Hep Karadeniz ile geç tanıştığıma yanarım... Böylesine farklı bir coğrafya ve böylesine farklı bir doğa-insan ilişkisine başka yerde rastlamak zordur... Yerel seçimler için nabız yoklamak amacıyla gittiğim Trabzon beni yeniden mutlu bir şaşkınlığa sürükledi. Her seferinde olduğu gibi sanki ilk kez karşılaşıyormuşuz gibi alıcı bir gözle baktım buraya.
*** Yaşadığımız topraklar her dönem insanlığın ilgisini çekmiş... Her noktada yoğun bir yaşanmışlık ve bundan kaynaklanan derin bir birikim var... Trabzon deyince, aklı evvellerin tehlike olarak ileri sürdükleri Trabzon İmparatorluğu yani Pontus Devleti gelir akla. Pontus, Bizans İmparatorluğu'nun 1204'te IV. Haçlı Seferi'yle gelen Latinlerin eline geçmesi üzerine İmparator I. Andronikos Komnenos'un İstanbul'dan kaçan torunları Aleksios ve David tarafından, Gürcü Kraliçesi Tamara'nın da desteğiyle kurulmuş. Osmanlıların 1461'de bölgeyi ele geçirmeleriyle de sona ermiş... Halbuki, Trabzon'un tarihi Pontus'dan da çok önceye gitmekte... Bulgular, Milattan Önce 5500'de yörede insanların yaşadığını gösteriyor. İlkçağda Khalyblerin yaşadığı bu coğrafyada, Pontus'a kadar kimler yaşamamış ki? Miletoslular, Persler.

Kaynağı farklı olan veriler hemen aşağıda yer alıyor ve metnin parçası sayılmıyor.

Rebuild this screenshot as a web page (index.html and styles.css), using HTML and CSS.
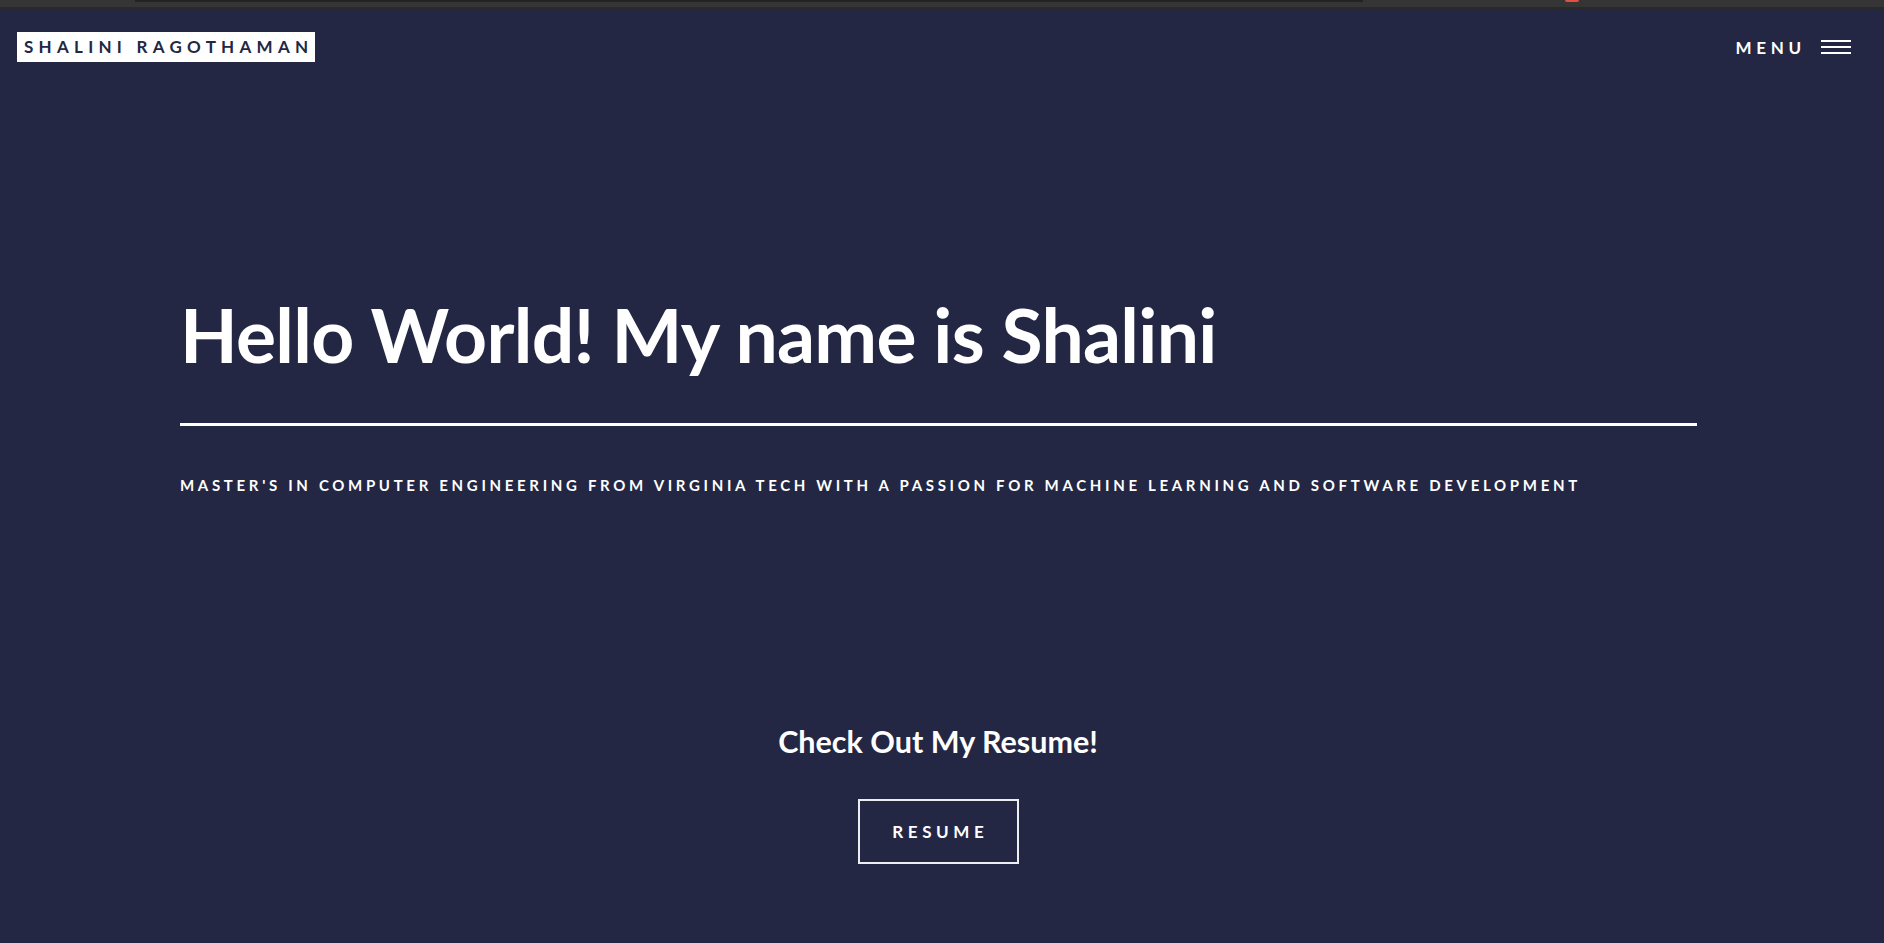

*** Böyle bir hazineye rağmen Trabzon uluslararası bir turizm merkezi olmaktan uzak... Kent, Türkiye'nin dünyaya açılan yüzü olma fırsatını, limanını dışa kapamakla kaybetmiş Kabotaj, iç sularımızda bize egemenlik vermiş ama Trabzon'u da uluslararası bir kent olmaktan uzaklaştırmış... Ne var ki, liman canlanınca kent de canlanmakta... Yakın dönemlerde, İran-Irak Savaşı ve Sovyetlerin dağılması, limanı dolayısıyla da kenti müthiş canlandırmış... Ama arkası gelmemiş... Bugün kent, tütün, fındık ve çaydan ibaret olan tarımla devlet memurluğuyla ve buradan güç alan esnaflıkla yaşamını sürdürmekte... Devasa Karadeniz Teknik Üniversitesi ise biraz da siyasal iklim nedeniyle, oynaması gereken rolü oynayamaz görünüyor... Devlete lehimlenmiş bir ekonomi, devlet güç kaybedince zaafa uğruyor... O zaman geriye Trabzonspor takımı kalıyor. Ligde iddiası artınca, kente gelip gidenler ekonomik yaşamı da hızlandırıyor...
*** Trabzon'un yeniden dirilmesi ancak dışa açılması ile mümkün... Limanını dünya limanı yapması ve eski tarihini de insanlığın bir parçası olarak üstlenmesi, buranın sorunlarını çözebilecek en etkili yöntem... Trabzon'un sorunlarına rağmen halihazırda büyük lezzet keyifleri de var tabii... Örneğin, Akçaabat Köftesi... Empati Grubu'ndan, Trabzon Barosu yönetim kurulu üyesi Osman Çıtlak, DYP'de siyaset yapan ve Empati Grubu'na lojistik destek sağlayan Yaşar Yurtseven, DYP'nin Trabzon'daki etkin ismi eski bakan Eyüp Aşık'ı da alarak beni yemeğe götürmek isteyince, kentten yedi sekiz kilometre uzaktaki Akçaabat Köftecisine gitmek için tutturdum... Cemil Usta bize olağanüstü bir ziyafet çekti... Akçaabat Köftesi'nin, ağır yağların da desteğiyle bir hazza dönüştüğünü gördüm... Tatlılar da o lezzetle yarışır nitelikteydi... Üstelik o haz orada kalmasın diye, Cemil Usta Köfte ve tatlı paketleri hazırladı... Doğrusu çok da itiraz etmedim...
*** Cemil Usta'nın köfteleri de dahil, yörenin yemekleri tarihsel derinliği arkalarına alıp geliyorlar gibi... Mesele o lezzet ile o tarihsel derinliği birlikte tatmak... O zaman burası, olağanüstü coğrafyası, derin insanlık birikimi, farklı damak tadıyla uluslararası bir keyif noktası olup çıkacak... Çöp derdinden muzdarip, ışığı zedelenmiş bir kent olmaktan kurtulacak... Hakettiği evrensel parlaklığa ulaşacak.